Mozart’s thirty-second symphony received for the most part a splendid reading. It was heartening to see Vladimir Jurowski employ a sensible, if hardly excessive, complement of London Philharmonic strings: 10.10.8.6.4. If only he had not deigned to employ natural trumpets and ‘period’ kettledrums – though not, curiously, natural horns. (He did the same last year, in a performance of Haydn’s eighty-eighth.) Nevertheless, the first section combined liveliness and grandeur, non-fussy articulation and a sense of drama. The Andante section flowed without being harried, breathing the outdoor air of the serenade, as well as its easy-going charm, whilst the reversion to the initial tempo brought with it a proper sense of return. It was just a pity that the kettledrums sounded like dustbin lids: I can imagine what Beecham would have said…

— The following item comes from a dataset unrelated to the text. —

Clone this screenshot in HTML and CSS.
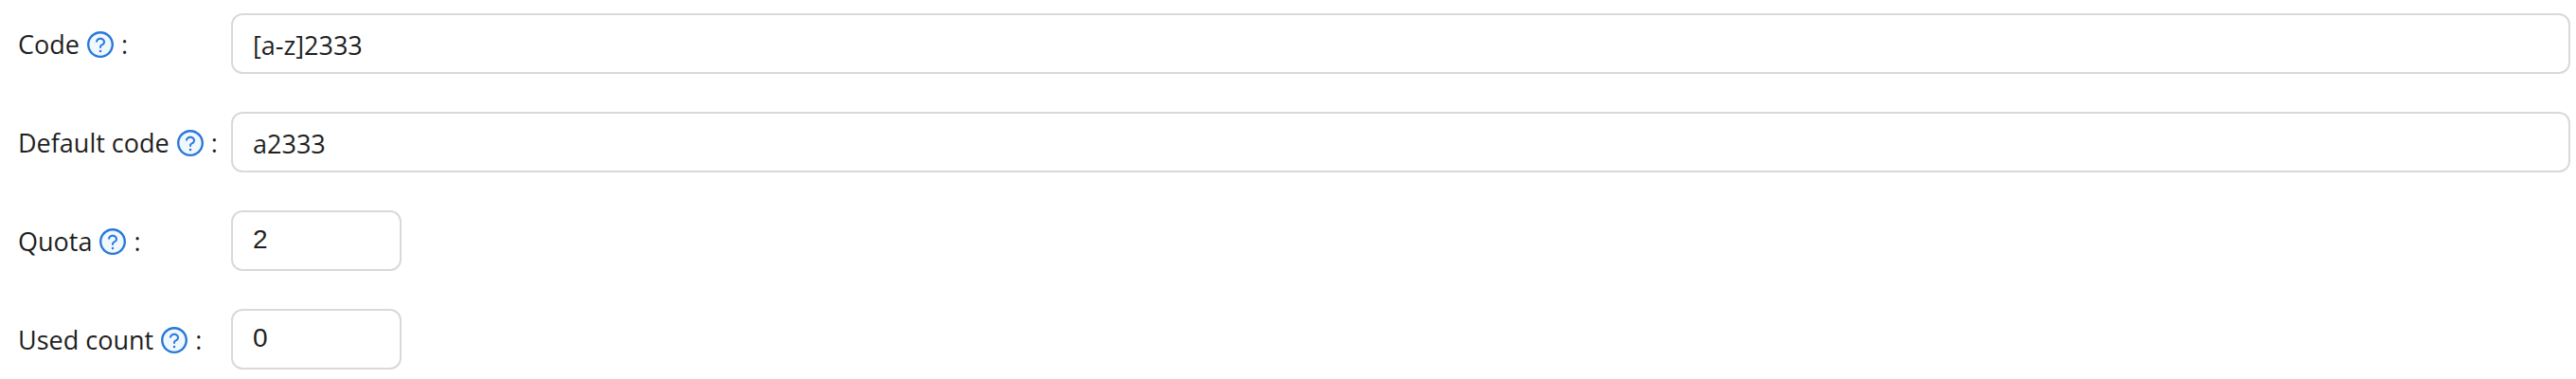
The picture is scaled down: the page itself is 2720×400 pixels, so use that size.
FILE: index.html
```html
<!DOCTYPE html>
<html lang="en">
<head>
<meta charset="utf-8">
<title>Code settings</title>
<link rel="stylesheet" href="styles.css">
</head>
<body>
<svg class="defs" aria-hidden="true">
  <symbol id="help" viewBox="0 0 1024 1024">
    <circle class="help-disc" cx="512" cy="512" r="410"/>
    <path d="M512 64C264.6 64 64 264.6 64 512s200.6 448 448 448 448-200.6 448-448S759.4 64 512 64zm0 820c-205.4 0-372-166.6-372-372s166.6-372 372-372 372 166.6 372 372-166.6 372-372 372z"/>
    <path d="M623.6 316.7C593.6 290.4 554 276 512 276s-81.6 14.5-111.6 40.7C369.2 344 352 380.7 352 420v7.6c0 4.4 3.6 8 8 8h48c4.4 0 8-3.6 8-8V420c0-44.1 43.1-80 96-80s96 35.9 96 80c0 31.1-22 59.6-56.1 72.7-21.2 8.1-39.2 22.3-52.1 40.9-13.1 19-19.9 41.8-19.9 64.9V620c0 4.4 3.6 8 8 8h48c4.4 0 8-3.6 8-8v-22.7a48.3 48.3 0 0130.9-44.8c59-22.7 97.1-74.7 97.1-132.5.1-39.3-17.1-76-48.3-103.3zM472 732a40 40 0 1080 0 40 40 0 10-80 0z"/>
  </symbol>
</svg>
<form class="form">
  <div class="row">
    <label class="label" for="code">Code<svg class="icon" aria-hidden="true"><use href="#help"/></svg>:</label>
    <input class="field" id="code" type="text" value="[a-z]2333">
  </div>
  <div class="row">
    <label class="label" for="default-code">Default code<svg class="icon" aria-hidden="true"><use href="#help"/></svg>:</label>
    <input class="field" id="default-code" type="text" value="a2333">
  </div>
  <div class="row">
    <label class="label" for="quota">Quota<svg class="icon" aria-hidden="true"><use href="#help"/></svg>:</label>
    <input class="field number" id="quota" type="text" inputmode="numeric" value="2">
  </div>
  <div class="row">
    <label class="label" for="used-count">Used count<svg class="icon" aria-hidden="true"><use href="#help"/></svg>:</label>
    <input class="field number" id="used-count" type="text" inputmode="numeric" value="0">
  </div>
</form>
</body>
</html>
```
FILE: styles.css
```css
* {
  box-sizing: border-box;
}

body {
  margin: 0;
  background: #fff;
  color: #1f1f1f;
  font-family: "Segoe UI", "Open Sans", sans-serif;
  font-size: 27px;
}

.defs {
  display: none;
}

.form {
  display: flex;
  flex-direction: column;
  gap: 40px;
  padding: 14px 6px 0 19px;
}

.row {
  display: grid;
  grid-template-columns: 225px 1fr;
  align-items: center;
}

.label {
  display: flex;
  align-items: center;
  gap: 6px;
  padding-top: 2px;
  line-height: 36px;
  white-space: nowrap;
}

.icon {
  width: 32px;
  height: 32px;
  fill: #2a78d8;
}

.help-disc {
  fill: #f0f8ff;
}

.field {
  width: 100%;
  height: 64px;
  margin: 0;
  padding: 2px 21px 0;
  border: 2px solid #d9d9d9;
  border-radius: 12px;
  background: #fff;
  color: inherit;
  font: inherit;
  outline: none;
}

.number {
  width: 180px;
  padding: 0 21px 2px;
  font-family: "Liberation Sans", Arial, sans-serif;
  font-size: 28px;
}
```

Joshua Bell joined the orchestra for Brahms’s Violin Concerto. The first movement could be accounted an unalloyed success, its orchestral introduction – ‘introduction’ hardly seems appropriate here – beautifully handled by Jurowski: well-phrased, mellifluous, clear of purpose. Bell’s tone proved silvery and golden by turn, the latter coming to predominate, always perfectly centred upon the notes. However, he could show vehemence where required, though even then it would be exquisitely shaded. And how the second subject sang – both from soloist and orchestra! Form was clear, as it should be, but without turning into a mere formula; there was always, for which Jurowski must surely be credited, a keen sense of the organic to Brahms’s progress. Bell should be applauded for trying out his own cadenza but, alas, it proved no match for Joachim’s. As for the rest of the movement, though, I could find no fault whatsoever; nor should I have wished to do so. It was unfortunate, to say the least, that an alarm of some sort coincided with the opening bar of the slow movement. But the real problem, or rather one of the two real problems, was the tempo: it simply sounded too fast for an Adagio, and more importantly, too fast for this Adagio. The opening, moreover, emerged a little too moulded in Jurowski’s hands. Bell seemed at times simply to be trying too hard. One could not fault his playing as violin playing, but his seeming insistence to wring out the last drop of intensity from every phrase became a little too much: Brahms veered dangerously close to Korngold, and Bell’s approach seemed strangely at odds with Jurowski’s. The finale was ideally paced: there was clearly much for the audience to enjoy and, I dare say, to swoon over, but a little less would have been more for me. Bell’s approach seemed better suited to lovers of violin virtuosity than Brahms, but if you consider Brahms an out-and-out Romantic, closer to Paganini than to Schoenberg, you would probably have thought differently. Even I, however, wearied a little of the intensity of his vibrato. It all seemed a great pity, since the first movement had promised so much, but sections of the audience whistled and hollered nevertheless.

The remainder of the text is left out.